Asynchronous Logging and Metadata Architecture
Why Asynchronous Logging Matters
Synchronous metric logging inside tight training loops can cause 5 to 10 percent slowdown or out of memory errors in the logger. If you log 100 metrics every training step and each log call blocks for 10 milliseconds waiting for network or disk, that adds 1 second per step overhead. A training job with 10,000 steps that should take 3 hours instead takes 6 hours. The solution is asynchronous buffered logging: collect metrics in memory with bounded queues, batch them, and flush on timers like every 1 to 5 seconds or per epoch, not per step.
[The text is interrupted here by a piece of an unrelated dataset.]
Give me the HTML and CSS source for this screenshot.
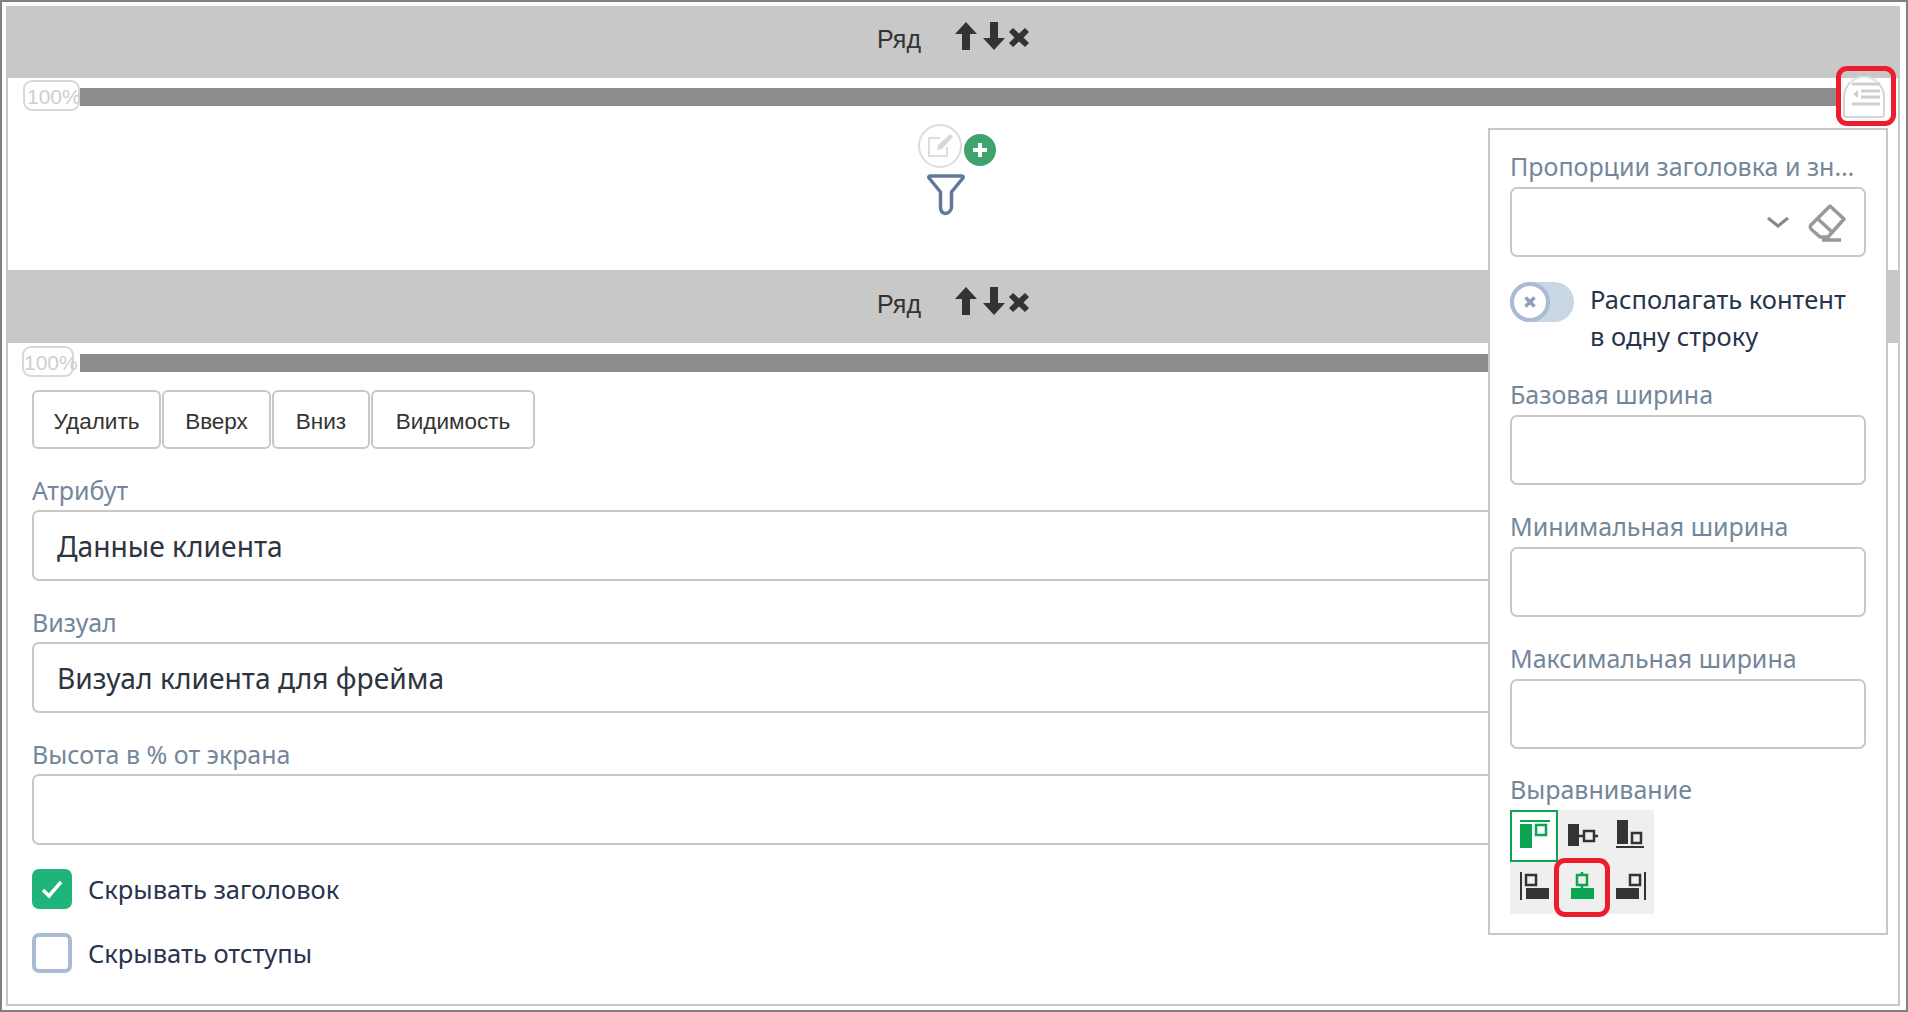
FILE: index.html
```html
<!DOCTYPE html>
<html lang="ru">
<head>
<meta charset="utf-8">
<title>Ряд</title>
<link rel="stylesheet" href="styles.css">
</head>
<body>
<div class="screen">
  <div class="frame">
    <section class="row row-first">
      <header class="row-header">
        <span class="row-title">Ряд</span>
        <span class="row-actions">
          <svg class="act" width="22" height="28" viewBox="0 0 22 28"><path d="M11 0 22 12H15V28H7V12H0Z"/></svg>
          <svg class="act" width="22" height="28" viewBox="0 0 22 28"><path d="M11 28 0 16H7V0H15V16H22Z"/></svg>
          <svg class="act act-x" width="20" height="19" viewBox="0 0 20 19"><path d="M4 0 10 5.500 16 0 20 4 14.500 9.500 20 15 16 19 10 13.500 4 19 0 15 5.500 9.500 0 4Z"/></svg>
        </span>
      </header>
      <div class="track">
        <div class="bar"></div>
        <span class="pct">100%</span>
        <span class="indent-btn">
          <svg width="30" height="30" viewBox="0 0 30 30"><path class="indent-lines" d="M1 3H29M10 10H29M10 16H29M1 23H29"/><path class="indent-arrow" d="M7 9V17L2 13Z"/></svg>
        </span>
      </div>
      <div class="row-body">
        <div class="widget">
          <div class="widget-top">
            <span class="edit-btn">
              <svg width="30" height="30" viewBox="0 0 30 30"><path class="edit-box" d="M22 16V25H4V7H15"/><path class="edit-pen" d="M12 19 13 14 25 3 28 6 17 18Z"/></svg>
            </span>
            <span class="add-btn">
              <svg width="16" height="16" viewBox="0 0 16 16"><path d="M6 1H10V6H15V10H10V15H6V10H1V6H6Z"/></svg>
            </span>
          </div>
          <svg class="funnel" width="38" height="42" viewBox="0 0 38 42"><path d="M3 2H35C36 2 36.500 3 36 4L24.500 18V33C24.500 37 21 39.500 18 39.500 15.500 39 13.500 37 13.500 33V18L2 4C1.500 3 2 2 3 2Z"/></svg>
        </div>
      </div>
    </section>

    <section class="row">
      <header class="row-header row-header-second">
        <span class="row-title">Ряд</span>
        <span class="row-actions">
          <svg class="act" width="22" height="28" viewBox="0 0 22 28"><path d="M11 0 22 12H15V28H7V12H0Z"/></svg>
          <svg class="act" width="22" height="28" viewBox="0 0 22 28"><path d="M11 28 0 16H7V0H15V16H22Z"/></svg>
          <svg class="act act-x" width="20" height="19" viewBox="0 0 20 19"><path d="M4 0 10 5.500 16 0 20 4 14.500 9.500 20 15 16 19 10 13.500 4 19 0 15 5.500 9.500 0 4Z"/></svg>
        </span>
      </header>
      <div class="track track-second">
        <div class="bar"></div>
        <span class="pct pct-second">100%</span>
      </div>
      <div class="form">
        <div class="btn-group">
          <button class="btn btn-del">Удалить</button>
          <button class="btn btn-up">Вверх</button>
          <button class="btn btn-down">Вниз</button>
          <button class="btn btn-vis">Видимость</button>
        </div>
        <div class="field field-first">
          <label class="label">Атрибут</label>
          <div class="input input-main">Данные клиента</div>
        </div>
        <div class="field field-main">
          <label class="label">Визуал</label>
          <div class="input input-main">Визуал клиента для фрейма</div>
        </div>
        <div class="field field-main">
          <label class="label">Высота в % от экрана</label>
          <div class="input input-main"></div>
        </div>
        <div class="check check-first">
          <span class="box box-on">
            <svg width="24" height="20" viewBox="0 0 24 20"><path d="M3 11 9 17 21 3"/></svg>
          </span>
          <span class="check-text">Скрывать заголовок</span>
        </div>
        <div class="check">
          <span class="box"></span>
          <span class="check-text">Скрывать отступы</span>
        </div>
      </div>
    </section>
  </div>

  <aside class="panel">
    <label class="label">Пропорции заголовка и зн…</label>
    <div class="input input-select">
      <svg class="chevron" width="24" height="12" viewBox="0 0 24 12"><path d="M2 2 12 10 22 2"/></svg>
      <svg class="eraser" width="38" height="38" viewBox="0 0 38 38"><path d="M22 2 36 15 20 33H12L3 25C2 24 2 22 3 21Z M9 14 23 27 M14 36H33"/></svg>
    </div>
    <div class="toggle-row">
      <span class="toggle">
        <span class="knob">
          <svg width="12" height="12" viewBox="0 0 12 12"><path d="M1.500 1.500 10.500 10.500M10.500 1.500 1.500 10.500"/></svg>
        </span>
      </span>
      <span class="toggle-text">Располагать контент<br>в одну строку</span>
    </div>
    <div class="field field-after-toggle">
      <label class="label">Базовая ширина</label>
      <div class="input"></div>
    </div>
    <div class="field">
      <label class="label">Минимальная ширина</label>
      <div class="input"></div>
    </div>
    <div class="field">
      <label class="label">Максимальная ширина</label>
      <div class="input"></div>
    </div>
    <div class="field field-align">
      <label class="label">Выравнивание</label>
      <div class="align-grid">
        <span class="cell cell-selected">
          <svg class="al al-on" width="48" height="52" viewBox="0 0 48 52"><path class="f" d="M10 10H40V12H10ZM10 14H22V38H10Z"/><path class="o" d="M26 15H36V25H26Z"/></svg>
        </span>
        <span class="cell">
          <svg class="al" width="48" height="52" viewBox="0 0 48 52"><path class="f" d="M10 14H21V36H10Z"/><path class="o" d="M26 21H36V31H26ZM21 26H26M36 26H40"/></svg>
        </span>
        <span class="cell">
          <svg class="al" width="48" height="52" viewBox="0 0 48 52"><path class="f" d="M11 10H22V34H11ZM10 36H38V38H10Z"/><path class="o" d="M26 23H35V33H26Z"/></svg>
        </span>
        <span class="cell">
          <svg class="al" width="48" height="52" viewBox="0 0 48 52"><path class="f" d="M10 10H12V38H10ZM16 26H39V37H16Z"/><path class="o" d="M16 13H26V23H16Z"/></svg>
        </span>
        <span class="cell">
          <svg class="al al-on" width="48" height="52" viewBox="0 0 48 52"><path class="f" d="M13 26H36V37H13Z"/><path class="o" d="M19 13H29V23H19ZM24 10V13M24 23V26"/></svg>
        </span>
        <span class="cell">
          <svg class="al" width="48" height="52" viewBox="0 0 48 52"><path class="f" d="M38 10H40V38H38ZM10 26H33V37H10Z"/><path class="o" d="M24 13H34V23H24Z"/></svg>
        </span>
      </div>
    </div>
  </aside>

  <span class="mark mark-indent"></span>
  <span class="mark mark-align"></span>
</div>
</body>
</html>
```

FILE: styles.css
```css
* { box-sizing: border-box; }

html, body { margin: 0; padding: 0; background: #fff; }

body {
  width: 1908px;
  height: 1012px;
  overflow: hidden;
  font-family: "Noto Sans", "Liberation Sans", sans-serif;
}

.screen {
  position: relative;
  width: 1908px;
  height: 1012px;
  padding: 4px;
  border: 2px solid #808080;
  background: #fff;
}

.frame {
  height: 1000px;
  width: 1894px;
  border: 2px solid #c8c8c8;
  border-top: 0;
}

.row-first { height: 264px; display: flex; flex-direction: column; }

.row-header {
  display: flex;
  align-items: center;
  justify-content: center;
  height: 72px;
  margin: 0 -2px;
  padding-bottom: 12px;
  background: #c8c8c8;
}

.row-header-second { height: 73px; padding-bottom: 11px; }

.row-title {
  width: 78px;
  font: 25px "Liberation Sans", sans-serif;
  color: #333;
  position: relative;
  top: 3px;
}

.row-actions { display: flex; align-items: center; gap: 6px; }
.act { display: block; fill: #333; }
.act-x { margin-left: -2px; margin-top: 3px; }

.track { position: relative; padding: 10px 0 0 72px; }
.track-second { padding-top: 11px; }

.bar { height: 18px; width: 1761px; background: #8c8c8c; }

.pct {
  position: absolute;
  left: 15px;
  top: 2px;
  width: 57px;
  height: 31px;
  padding-left: 2px;
  border: 2px solid #d8d8d8;
  border-radius: 9px;
  background: #fff;
  font: 21px/30px "Liberation Sans", sans-serif;
  color: #cfcfcf;
  white-space: nowrap;
}

.pct-second { left: 14px; top: 3px; width: 52px; padding-left: 0; }

.indent-btn {
  position: absolute;
  left: 1835px;
  top: -2px;
  width: 42px;
  height: 42px;
  padding: 3px 0 0 6px;
  border: 2px solid #d4d4d4;
  border-top-color: #e4e4e4;
  border-radius: 21px 21px 3px 3px;
  background: #fff;
}

.indent-btn svg { display: block; }
.indent-lines { stroke: #cfcfcf; stroke-width: 3; fill: none; }
.indent-arrow { fill: #cfcfcf; }

.row-body { flex: 1; display: flex; justify-content: center; }

.widget { margin-top: 18px; margin-left: 8px; display: flex; flex-direction: column; align-items: flex-start; }
.widget-top { display: flex; align-items: flex-end; }

.edit-btn {
  display: flex;
  align-items: center;
  justify-content: center;
  width: 44px;
  height: 44px;
  border: 2px solid #dcdcdc;
  border-radius: 50%;
  background: #fff;
}

.edit-box { fill: none; stroke: #dedede; stroke-width: 2; }
.edit-pen { fill: #d8d8d8; }

.add-btn {
  display: flex;
  align-items: center;
  justify-content: center;
  width: 32px;
  height: 32px;
  margin-left: 2px;
  margin-bottom: 2px;
  border-radius: 50%;
  background: #3fa36e;
}

.add-btn svg { fill: #fff; }

.funnel { display: block; margin: 6px 0 0 9px; }
.funnel path { fill: #fff; stroke: #60799a; stroke-width: 3.500; stroke-linejoin: round; }

.form { padding: 18px 0 0 24px; }

.btn-group { display: flex; gap: 1px; }

.btn {
  height: 59px;
  padding: 4px 0 0;
  border: 2px solid #c8c8c8;
  border-radius: 6px;
  background: #fff;
  font: 22.500px "Liberation Sans", sans-serif;
  color: #333;
}

.btn-del { width: 129px; }
.btn-up { width: 109px; }
.btn-down { width: 98px; }
.btn-vis { width: 164px; }

.field { margin-top: 26px; }
.field-first { margin-top: 25px; }
.field-main { margin-top: 25px; }

.label {
  display: block;
  height: 36px;
  font-size: 25px;
  line-height: 30px;
  color: #74879a;
  white-space: nowrap;
}

.form .label { line-height: 32px; }

.input {
  display: flex;
  align-items: center;
  height: 70px;
  padding: 0 22px;
  border: 2px solid #c8c8c8;
  border-radius: 7px;
  background: #fff;
  font-size: 28.200px;
  color: #2e3440;
}

.input-main { width: 1800px; height: 71px; padding: 0 23px; }

.check { display: flex; align-items: center; gap: 16px; margin-top: 24px; }
.check-first { margin-top: 24px; }

.box {
  display: flex;
  align-items: center;
  justify-content: center;
  width: 40px;
  height: 40px;
  border: 4px solid #a9bcd3;
  border-radius: 7px;
  background: #fff;
}

.box-on { border-color: #1fb57a; background: #1fb57a; }
.box-on svg { fill: none; stroke: #fff; stroke-width: 3.500; }

.check-text { font-size: 25.500px; color: #27344d; }

.panel {
  position: absolute;
  left: 1486px;
  top: 126px;
  width: 400px;
  height: 807px;
  padding: 21px 20px 0;
  border: 2px solid #c8c8c8;
  background: #fff;
}

.input-select { position: relative; }
.chevron { position: absolute; left: 254px; top: 27px; fill: none; stroke: #888; stroke-width: 3; }
.eraser { position: absolute; left: 296px; top: 15px; fill: none; stroke: #999; stroke-width: 3.500; stroke-linejoin: round; }

.toggle-row { display: flex; align-items: flex-start; gap: 16px; margin-top: 24px; }

.toggle {
  display: block;
  flex: none;
  width: 64px;
  height: 40px;
  margin-top: 1px;
  border-radius: 20px;
  background: #c9d6e4;
}

.knob {
  display: flex;
  align-items: center;
  justify-content: center;
  width: 40px;
  height: 40px;
  border: 4px solid #a9bcd3;
  border-radius: 50%;
  background: #fff;
}

.knob svg { fill: none; stroke: #8ca2bb; stroke-width: 3.500; }

.toggle-text { font-size: 25.500px; line-height: 37px; color: #27344d; white-space: nowrap; }

.field-after-toggle { margin-top: 24px; }
.field-align { margin-top: 25px; }

.align-grid {
  display: grid;
  grid-template-columns: repeat(3, 48px);
  grid-template-rows: repeat(2, 52px);
  width: 144px;
  background: #efefef;
}

.cell { display: block; }
.cell-selected { outline: 2px solid #0aa552; outline-offset: -2px; background: #fff; }
.cell svg { display: block; }

.al .f { fill: #333; }
.al .o { fill: none; stroke: #333; stroke-width: 2.500; }
.al-on .f { fill: #0aa552; }
.al-on .o { stroke: #0aa552; }

.mark {
  position: absolute;
  border: 5px solid #ee1c2e;
  border-radius: 11px;
}

.mark-indent { left: 1834px; top: 64px; width: 60px; height: 60px; }
.mark-align { left: 1552px; top: 856px; width: 56px; height: 59px; }
```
This keeps training overhead under 1 percent.
Event Log Architecture
Production metadata architectures model experiments as an event log. Store run lifecycle events like started, parameters logged, metrics recorded, artifacts produced, and completed in an append only log. Build materialized views for search and comparison queries. This scales better for bursts during hyperparameter optimization and preserves a complete audit trail. Meta FBLearner Flow uses a centralized metadata service handling tens of thousands of run events per day.
Handling Logging Backpressure
Logging backpressure happens when hyperparameter optimization sweeps generate thousands of short lived runs that hammer the metadata database. Even a modest sweep of 1,000 runs in an hour means 3 to 5 events per run equals 3,000 to 5,000 events per hour or roughly 1 event per second sustained. The fix is a write optimized append only event log, eventual materialized views, and partitioning by time or project. Apply backpressure policies like dropping debug level logs or downsampling metrics when network or storage is slow.
Capacity Planning
Capacity planning for a typical mid size organization with 5 teams running 500 runs per day means 10 to 50 events per run yields 5,000 to 25,000 events daily, which is trivial for a write optimized store. However, burst handling during hyperparameter optimization may require 10x headroom. Provision metadata storage for 10x expected write bursts and aim for p99 metadata write latency under 50 milliseconds with artifact upload throughput in the hundreds of MB per second aggregate.